Process for Challenging Designations

Currently, persons designated under EU sanctions (whether the original listing was by the UN or by the Council of the EU in respect of a person not listed by the UN) are able to challenge their designations through the European Courts.

However, after the end of the transition period, the UK government will take its own decisions on sanctions designations rather than simply enforcing decisions made by the executive branches of the EU. Such decisions will be open to judicial review by the English courts.

Under SAMLA post-Brexit, there will also be a distinction between designations under autonomous UK sanctions, which are subject to judicial review, and designations to implement UN sanctions, which are not.
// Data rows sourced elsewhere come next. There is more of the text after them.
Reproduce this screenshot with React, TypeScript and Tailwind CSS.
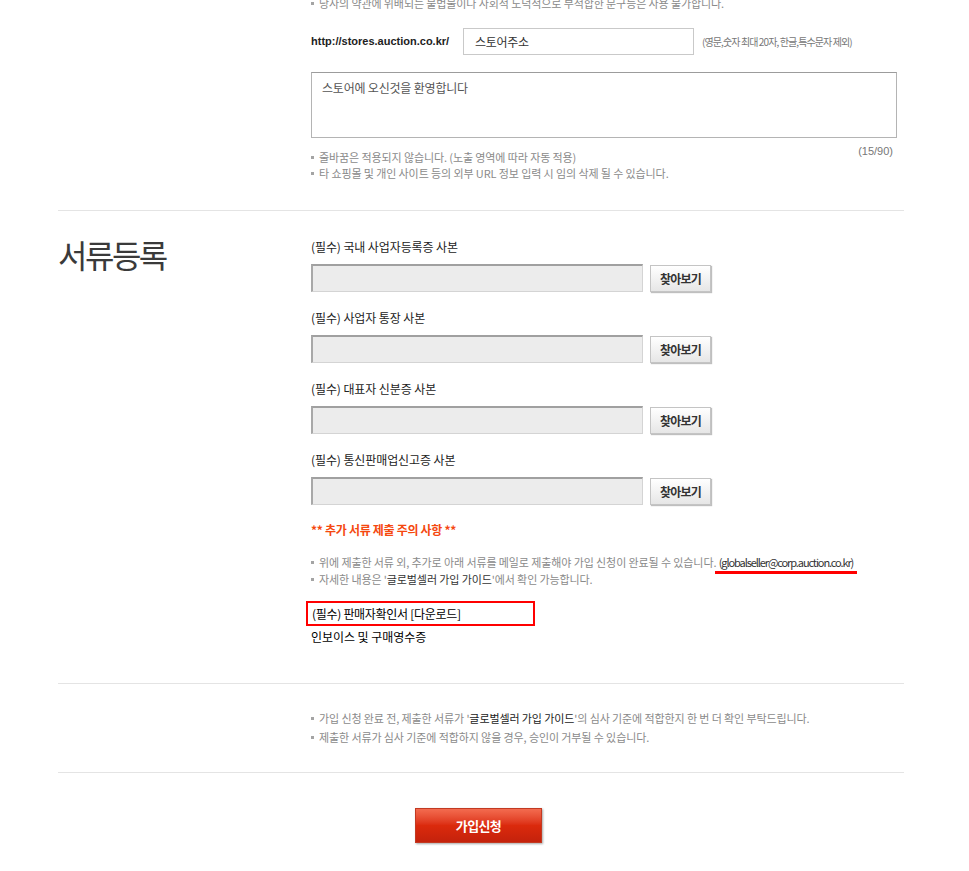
import React from 'react';

const KR = "font-['Noto_Sans_CJK_KR','Noto_Sans',sans-serif]";

const Bullet = ({ children, className = '' }: { children: React.ReactNode; className?: string }) => (
  <li className={`flex items-center ${className}`}>
    <span className="inline-block w-[3px] h-[3px] bg-[#a4a4a4] mr-[5px] shrink-0" />
    <span>{children}</span>
  </li>
);

const FileRow = ({ label }: { label: string }) => (
  <div>
    <p className="h-[16px] leading-[16px] text-[12px] tracking-[-0.1px] text-[#222]">{label}</p>
    <div className="flex items-start mt-[9px]">
      <div className="w-[332px] h-[28px] bg-[#ececec] border-t-2 border-l-2 border-t-[#a0a0a0] border-l-[#a8a8a8] border-b border-r border-b-[#d4d4d4] border-r-[#d4d4d4]" />
      <button className="ml-[7px] mt-[1px] w-[61px] h-[27px] border border-[#c4c4c4] bg-gradient-to-b from-white to-[#e6e6e6] shadow-[1px_1px_1px_rgba(0,0,0,0.25)] text-[12px] font-bold tracking-[-0.8px] text-[#333]">
        찾아보기
      </button>
    </div>
  </div>
);

export default function App() {
  return (
    <div className={`w-[969px] h-[871px] overflow-hidden bg-white ${KR}`}>
      <div className="ml-[58px] w-[846px]">
        {/* 스토어 주소 / 소개 */}
        <div className="pl-[253px] pb-[29px] border-b border-[#e4e4e4]">
          <ul className="-mt-[5px] text-[11px] leading-[16px] tracking-[-0.1px] text-[#8a8a8a]">
            <Bullet>당사의 약관에 위배되는 불법물이나 사회적 도덕적으로 부적합한 문구등은 사용 불가합니다.</Bullet>
          </ul>

          <div className="flex items-center mt-[17px] h-[27px]">
            <span className="w-[152px] font-['Liberation_Sans',sans-serif] font-bold text-[11px] text-[#222]">
              http://stores.auction.co.kr/
            </span>
            <div className="w-[231px] h-[27px] border border-[#c9c9c9] flex items-center pl-[11px] text-[12px] tracking-[-0.3px] text-[#333]">
              스토어주소
            </div>
            <span className="ml-[8px] text-[10px] tracking-[-0.9px] text-[#777]">
              (영문,숫자 최대 20자, 한글,특수문자 제외)
            </span>
          </div>

          <div className="mt-[17px] w-[586px] h-[66px] border border-[#b4b4b4] border-t-[#9c9c9c] px-[10px] py-[6px] text-[12px] tracking-[-0.2px] text-[#555]">
            스토어에 오신것을 환영합니다
          </div>

          <div className="flex justify-between w-[586px]">
            <ul className="mt-[11px] text-[11px] leading-[16px] tracking-[-0.1px] text-[#8a8a8a]">
              <Bullet>줄바꿈은 적용되지 않습니다. (노출 영역에 따라 자동 적용)</Bullet>
              <Bullet>타 쇼핑몰 및 개인 사이트 등의 외부 URL 정보 입력 시 임의 삭제 될 수 있습니다.</Bullet>
            </ul>
            <span className="mt-[5px] mr-[4px] leading-[16px] text-[11px] text-[#777] font-['Liberation_Sans',sans-serif]">(15/90)</span>
          </div>
        </div>

        {/* 서류등록 */}
        <div className="flex pb-[38px] border-b border-[#e4e4e4]">
          <h2 className="w-[253px] shrink-0 mt-[23px] text-[32px] leading-[40px] tracking-[-2.5px] text-[#3a3a3a] font-normal">
            서류등록
          </h2>
          <div className="mt-[28px]">
            <div className="flex flex-col gap-[18px]">
              <FileRow label="(필수) 국내 사업자등록증 사본" />
              <FileRow label="(필수) 사업자 통장 사본" />
              <FileRow label="(필수) 대표자 신분증 사본" />
              <FileRow label="(필수) 통신판매업신고증 사본" />
            </div>

            <p className="mt-[17px] h-[16px] leading-[16px] text-[12px] font-bold tracking-[-0.3px] text-[#f5480f]">
              ** 추가 서류 제출 주의 사항 **
            </p>

            <ul className="mt-[16px] text-[11px] leading-[17px] tracking-[-0.1px] text-[#8a8a8a]">
              <Bullet>
                위에 제출한 서류 외, 추가로 아래 서류를 메일로 제출해야 가입 신청이 완료될 수 있습니다.{' '}
                <span className="relative text-[#333] tracking-[-1.1px]">
                  (globalseller@corp.auction.co.kr)
                  <span className="absolute -left-[4px] -right-[4px] top-[17px] h-[3px] bg-[#ff0000]" />
                </span>
              </Bullet>
              <Bullet>
                자세한 내용은 '<span className="text-[#333]">글로벌셀러 가입 가이드</span>'에서 확인 가능합니다.
              </Bullet>
            </ul>

            <div className="mt-[13px] -ml-[5px] w-[229px] h-[25px] border-2 border-[#ff0000] pl-[4px] flex items-center text-[12px] tracking-[-0.3px] text-[#000]">
              (필수) 판매자확인서 [다운로드]
            </div>
            <p className="mt-[3px] h-[16px] leading-[16px] text-[12px] tracking-[-0.05px] text-[#000]">
              인보이스 및 구매영수증
            </p>
          </div>
        </div>

        {/* 안내 */}
        <div className="pl-[253px] pt-[25px] pb-[25px] border-b border-[#e4e4e4]">
          <ul className="text-[11px] leading-[19px] tracking-[-0.1px] text-[#8a8a8a]">
            <Bullet>
              가입 신청 완료 전, 제출한 서류가 '<span className="text-[#222]">글로벌셀러 가입 가이드</span>'의 심사 기준에 적합한지 한 번 더 확인 부탁드립니다.
            </Bullet>
            <Bullet>제출한 서류가 심사 기준에 적합하지 않을 경우, 승인이 거부될 수 있습니다.</Bullet>
          </ul>
        </div>

        <div className="mt-[35px] ml-[357px]">
          <button className="w-[127px] h-[35px] bg-gradient-to-b from-[#f36b4f] via-[#db2a0c] to-[#c4220c] border border-[#c23a22] shadow-[1px_1px_2px_rgba(0,0,0,0.35)] text-white text-[13px] font-bold tracking-[-0.6px]">
            가입신청
          </button>
        </div>
      </div>
    </div>
  );
}
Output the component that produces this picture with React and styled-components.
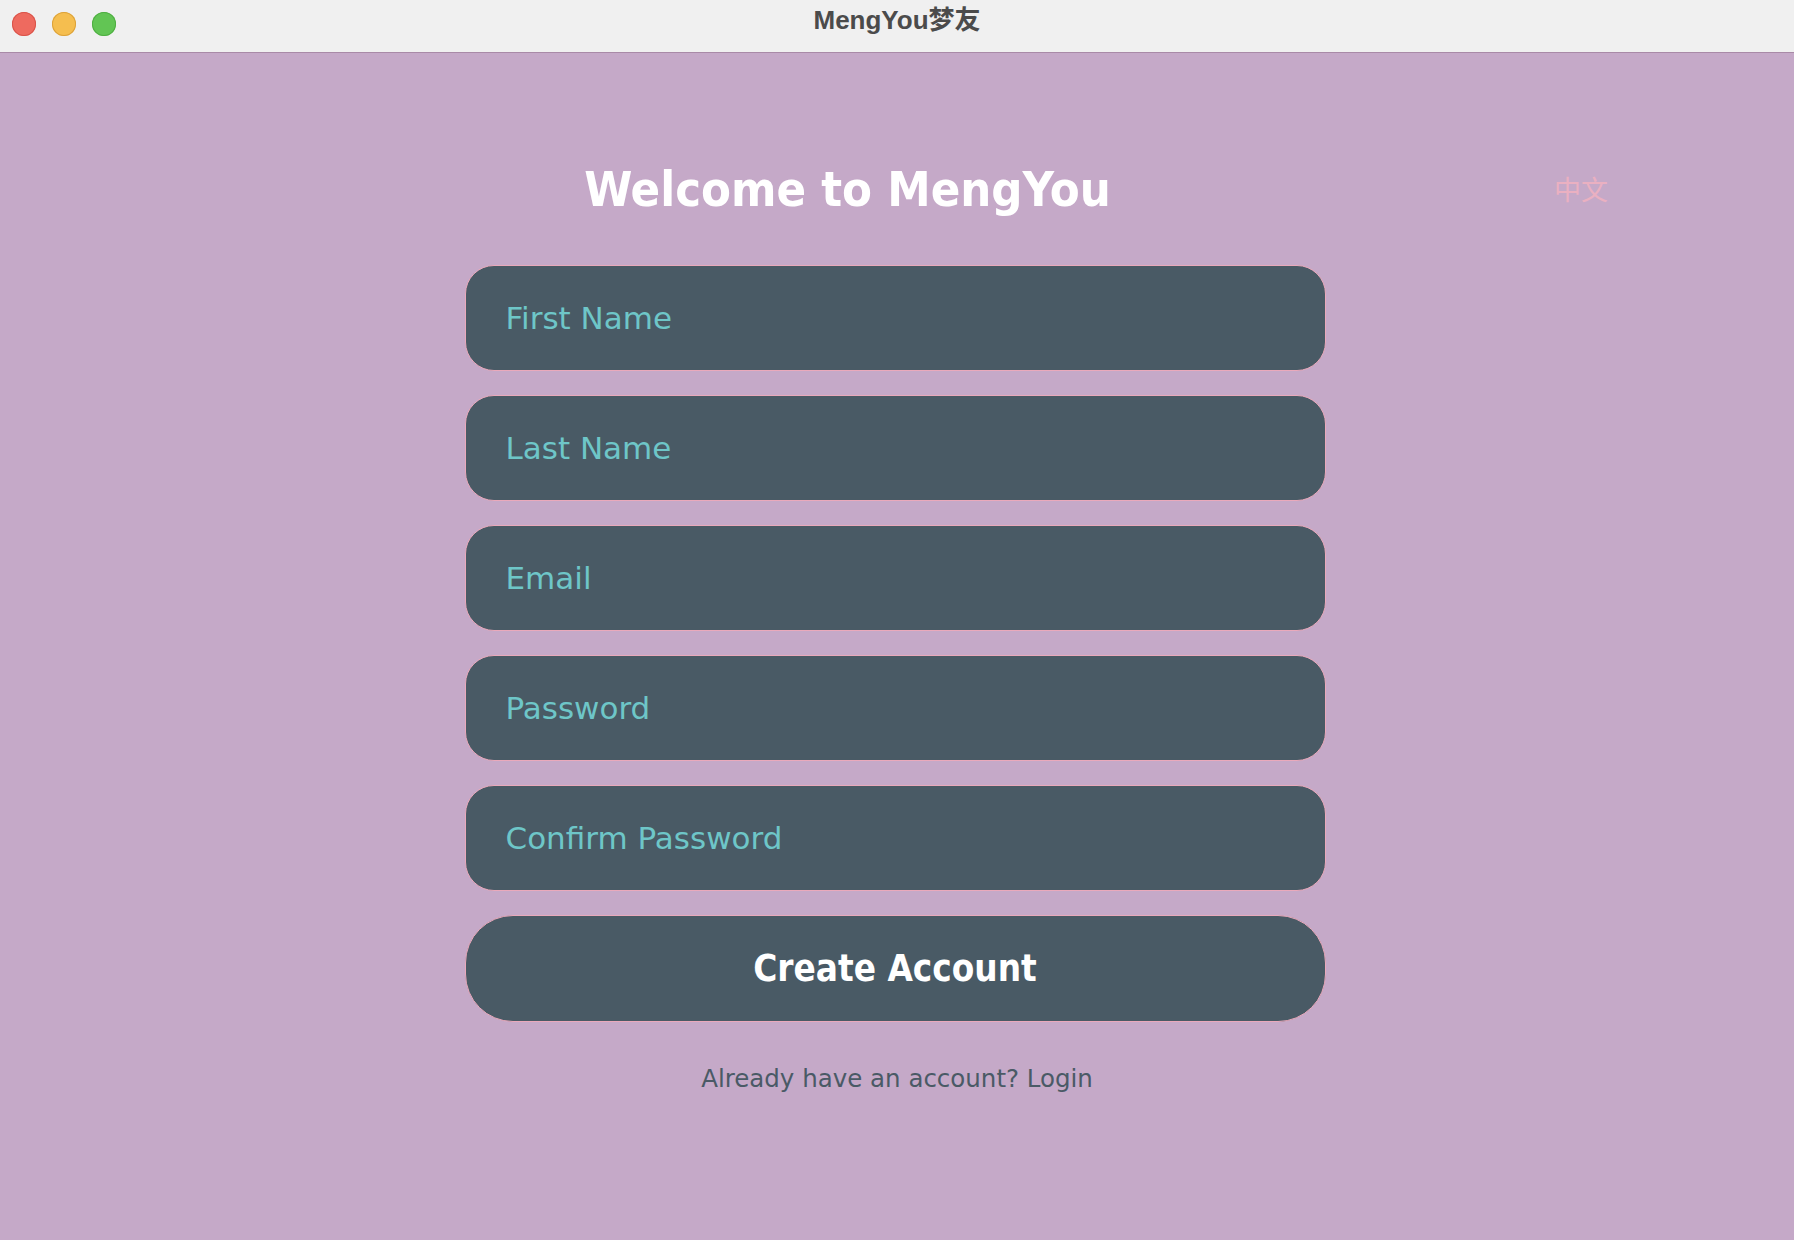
import React from "react";
import styled, { createGlobalStyle } from "styled-components";

const GlobalStyle = createGlobalStyle`
  html, body, #root {
    margin: 0;
    padding: 0;
    height: 100%;
  }
  body {
    background: #c5a9c8;
    font-family: "DejaVu Sans", "Noto Sans", sans-serif;
  }
  * {
    box-sizing: border-box;
  }
`;

const fields = ["First Name", "Last Name", "Email", "Password", "Confirm Password"];

const App = () => {
  return (
    <Window>
      <GlobalStyle />
      <TitleBar>
        <Lights>
          <Light color="#ee6a5f" edge="#d9544a" />
          <Light color="#f5be4f" edge="#dca23a" />
          <Light color="#62c554" edge="#4fae42" />
        </Lights>
        <WindowTitle>MengYou梦友</WindowTitle>
      </TitleBar>

      <Content>
        <Header>
          <Heading>Welcome to MengYou</Heading>
          <LangToggle>中文</LangToggle>
        </Header>

        <Form onSubmit={(e) => e.preventDefault()}>
          {fields.map((label) => (
            <Field
              key={label}
              type={label.includes("Password") ? "password" : "text"}
              placeholder={label}
            />
          ))}
          <SubmitButton type="submit">Create Account</SubmitButton>
        </Form>
        <LoginHint>Already have an account? Login</LoginHint>
      </Content>
    </Window>
  );
};

const Window = styled.div`
  min-height: 100%;
  display: flex;
  flex-direction: column;
`;

const TitleBar = styled.header`
  position: relative;
  height: 53px;
  flex-shrink: 0;
  display: flex;
  align-items: flex-start;
  justify-content: center;
  padding-top: 5px;
  background: #f0f0f0;
  border-bottom: 1px solid #a98aa7;
`;

const Lights = styled.div`
  position: absolute;
  left: 12px;
  top: 12px;
  display: flex;
  gap: 16px;
`;

const Light = styled.span`
  width: 24px;
  height: 24px;
  border-radius: 50%;
  background: ${(p) => p.color};
  box-shadow: inset 0 0 0 1px ${(p) => p.edge};
`;

const WindowTitle = styled.h1`
  margin: 0;
  font-family: "Liberation Sans", "Noto Sans CJK SC", sans-serif;
  font-weight: 700;
  font-size: 26px;
  line-height: 30px;
  color: #4b4b4b;
`;

const Content = styled.main`
  flex: 1;
  background: #c5a9c8;
  padding-top: 107px;
  display: flex;
  flex-direction: column;
  align-items: center;
`;

const Header = styled.div`
  width: 100%;
  display: grid;
  grid-template-columns: 1fr auto;
  column-gap: 45px;
  align-items: center;
  padding: 0 186px;
  height: 58px;
`;

const Heading = styled.h2`
  margin: 0;
  text-align: center;
  font-family: "DejaVu Sans Condensed", "DejaVu Sans", sans-serif;
  font-stretch: condensed;
  font-weight: 700;
  font-size: 48.5px;
  line-height: 58px;
  color: #ffffff;
`;

const LangToggle = styled.span`
  font-family: "Noto Sans CJK SC", sans-serif;
  font-size: 27px;
  line-height: 58px;
  color: #eab0c1;
  cursor: pointer;
`;

const Form = styled.form`
  margin: 47px 4px 0 0;
  width: 861px;
  display: flex;
  flex-direction: column;
  gap: 24px;
`;

const Field = styled.input`
  height: 106px;
  width: 100%;
  padding: 0 40px;
  border: 1px solid #eaa9bb;
  border-radius: 29px;
  background: #495a65;
  color: #ffffff;
  font-family: "DejaVu Sans", sans-serif;
  font-size: 31px;
  outline: none;

  &::placeholder {
    color: #6ec6c8;
  }
`;

const SubmitButton = styled.button`
  height: 107px;
  width: 100%;
  border: 1px solid #eaa9bb;
  border-radius: 48px;
  background: #495a65;
  color: #ffffff;
  font-family: "DejaVu Sans Condensed", "DejaVu Sans", sans-serif;
  font-stretch: condensed;
  font-weight: 700;
  font-size: 36.5px;
  cursor: pointer;
`;

const LoginHint = styled.p`
  margin: 42px 0 0 0;
  text-align: center;
  font-family: "DejaVu Sans", sans-serif;
  font-size: 24.5px;
  color: #4a5a66;
  cursor: pointer;
`;

export default App;
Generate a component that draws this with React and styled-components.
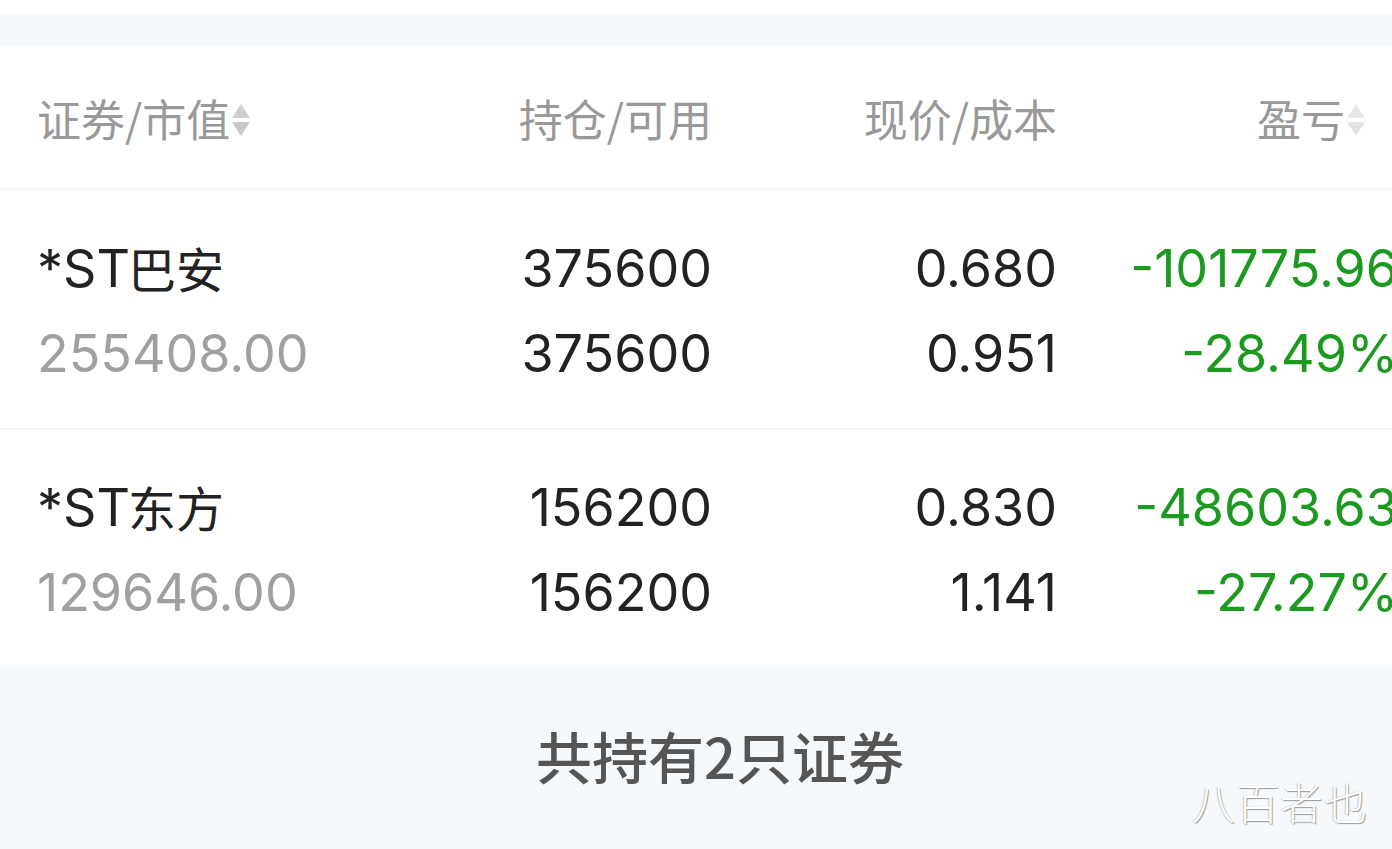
import React from "react";
import styled, { createGlobalStyle } from "styled-components";

const GlobalStyle = createGlobalStyle`
  html, body {
    margin: 0;
    padding: 0;
    background: #ffffff;
    overflow: hidden;
  }
  body {
    font-family: Inter, "Noto Sans CJK SC", sans-serif;
  }
`;

const Page = styled.div`
  width: 1440px;
  height: 849px;
  display: flex;
  flex-direction: column;
  background: #ffffff;
  position: relative;
`;

const TopGap = styled.div`
  height: 14px;
  background: #ffffff;
`;

const Band = styled.div`
  height: 32px;
  background: #f5f8fc;
`;

const Card = styled.div`
  background: #ffffff;
`;

const Grid = styled.div`
  display: grid;
  grid-template-columns: 363px 312px 345px 341px;
  padding-left: 37px;
`;

const HeaderRow = styled(Grid)`
  height: 143px;
  align-items: center;
  border-bottom: 1px solid #f0f0f0;
`;

const HeadCell = styled.div`
  display: flex;
  align-items: center;
  justify-content: ${(p) => (p.$right ? "flex-end" : "flex-start")};
  padding-right: ${(p) => p.$pad || 0}px;
  font-family: "Noto Sans CJK SC", sans-serif;
  font-size: 44px;
  color: #999999;
  line-height: 1;
`;

const Sort = styled.span`
  display: inline-flex;
  flex-direction: column;
  gap: 4px;
  margin-left: 2px;
  margin-top: 4px;
`;

const Arrow = styled.span`
  width: 0;
  height: 0;
  border-left: 9px solid transparent;
  border-right: 9px solid transparent;
  ${(p) =>
    p.$down
      ? `border-top: 14px solid ${p.$light ? "#e3e3e3" : "#c8c8c8"};`
      : `border-bottom: 14px solid ${p.$light ? "#e8e8e8" : "#cfcfcf"};`}
`;

const Row = styled(Grid)`
  padding-top: 36px;
  padding-bottom: 32px;
  border-bottom: ${(p) => (p.$last ? "none" : "1px solid #f0f0f0")};
`;

const Cell = styled.div`
  display: flex;
  flex-direction: column;
  align-items: ${(p) => (p.$right ? "flex-end" : "flex-start")};
  padding-right: ${(p) => p.$pad || 0}px;
  white-space: nowrap;
`;

const Line = styled.div`
  height: 85px;
  display: flex;
  align-items: center;
  font-family: Inter, "Noto Sans CJK SC", sans-serif;
  font-size: 52px;
  color: ${(p) => p.$color || "#222222"};
  line-height: 1;
`;

const NameCjk = styled.span`
  font-family: "Noto Sans CJK SC", sans-serif;
  font-size: 48px;
  margin-left: -2px;
  position: relative;
  top: -2px;
`;

const Footer = styled.div`
  flex: 1;
  background: #f6f9fc;
  display: flex;
  align-items: center;
  justify-content: center;
  padding-bottom: 8px;
  font-family: "Noto Sans CJK SC", sans-serif;
  font-size: 56px;
  font-weight: 500;
  color: #555555;
`;

const Watermark = styled.div`
  position: absolute;
  left: 1192px;
  top: 770px;
  font-family: "Noto Sans CJK SC", sans-serif;
  font-size: 43px;
  font-weight: 300;
  letter-spacing: 1px;
  color: #ffffff;
  text-shadow: 1px 1px 1px #9a9a9a, -1px 0 1px #c8c8c8;
`;

const holdings = [
  {
    prefix: "*ST",
    name: "巴安",
    value: "255408.00",
    qty: "375600",
    avail: "375600",
    price: "0.680",
    cost: "0.951",
    pl: "-101775.96",
    pct: "-28.49%",
  },
  {
    prefix: "*ST",
    name: "东方",
    value: "129646.00",
    qty: "156200",
    avail: "156200",
    price: "0.830",
    cost: "1.141",
    pl: "-48603.63",
    pct: "-27.27%",
  },
];

const SortIcon = ({ light }) => (
  <Sort>
    <Arrow $light={light} />
    <Arrow $down $light={light} />
  </Sort>
);

export default function App() {
  return (
    <>
      <GlobalStyle />
      <Page>
        <TopGap />
        <Band />
        <Card>
          <HeaderRow>
            <HeadCell>
              证券/市值
              <SortIcon />
            </HeadCell>
            <HeadCell $right>持仓/可用</HeadCell>
            <HeadCell $right>现价/成本</HeadCell>
            <HeadCell $right $pad={33}>
              盈亏
              <SortIcon light />
            </HeadCell>
          </HeaderRow>
          {holdings.map((h, i) => (
            <Row key={h.name} $last={i === holdings.length - 1}>
              <Cell>
                <Line>
                  {h.prefix}
                  <NameCjk>{h.name}</NameCjk>
                </Line>
                <Line $color="#a0a0a0">{h.value}</Line>
              </Cell>
              <Cell $right>
                <Line>{h.qty}</Line>
                <Line>{h.avail}</Line>
              </Cell>
              <Cell $right>
                <Line>{h.price}</Line>
                <Line>{h.cost}</Line>
              </Cell>
              <Cell $right $pad={0}>
                <Line $color="#1c9a20">{h.pl}</Line>
                <Line $color="#1c9a20">{h.pct}</Line>
              </Cell>
            </Row>
          ))}
        </Card>
        <Footer>共持有2只证券</Footer>
        <Watermark>八百者也</Watermark>
      </Page>
    </>
  );
}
Persons designated pursuant to UN sanctions have limited recourse under SAMLA. They may request the Secretary of State to use their “Best Endeavours” to secure their removal from the relevant UN list.

Some Final Thoughts

Despite UK and EU officials stating that they intend to coordinate as much as possible on sanctions policy going forward, it is already apparent that there are various avenues for divergences to materialise over time.

The UK has historically taken a leading role in the design and implementation of EU sanctions. This is unlikely to continue post-Brexit, and the UK’s influence over EU sanctions policy is likely to diminish over time. Both the EU and UK could end up striking separate paths in certain areas. On the other hand, the UK will be mindful that sanctions are more effective if they are implemented collectively.  Historic cooperation between the EU and US on sanctions has shown this to be the case.  Whether or not the EU or UK would want to create such divergences is a separate matter.

Any such differences in sanctions policy between the EU and the UK could create sanctions compliance difficulties for UK businesses operating in the EU, which would be obliged to comply with both regimes. Such challenges add to those already experienced by businesses navigating divergences between EU/UK and US sanctions policy.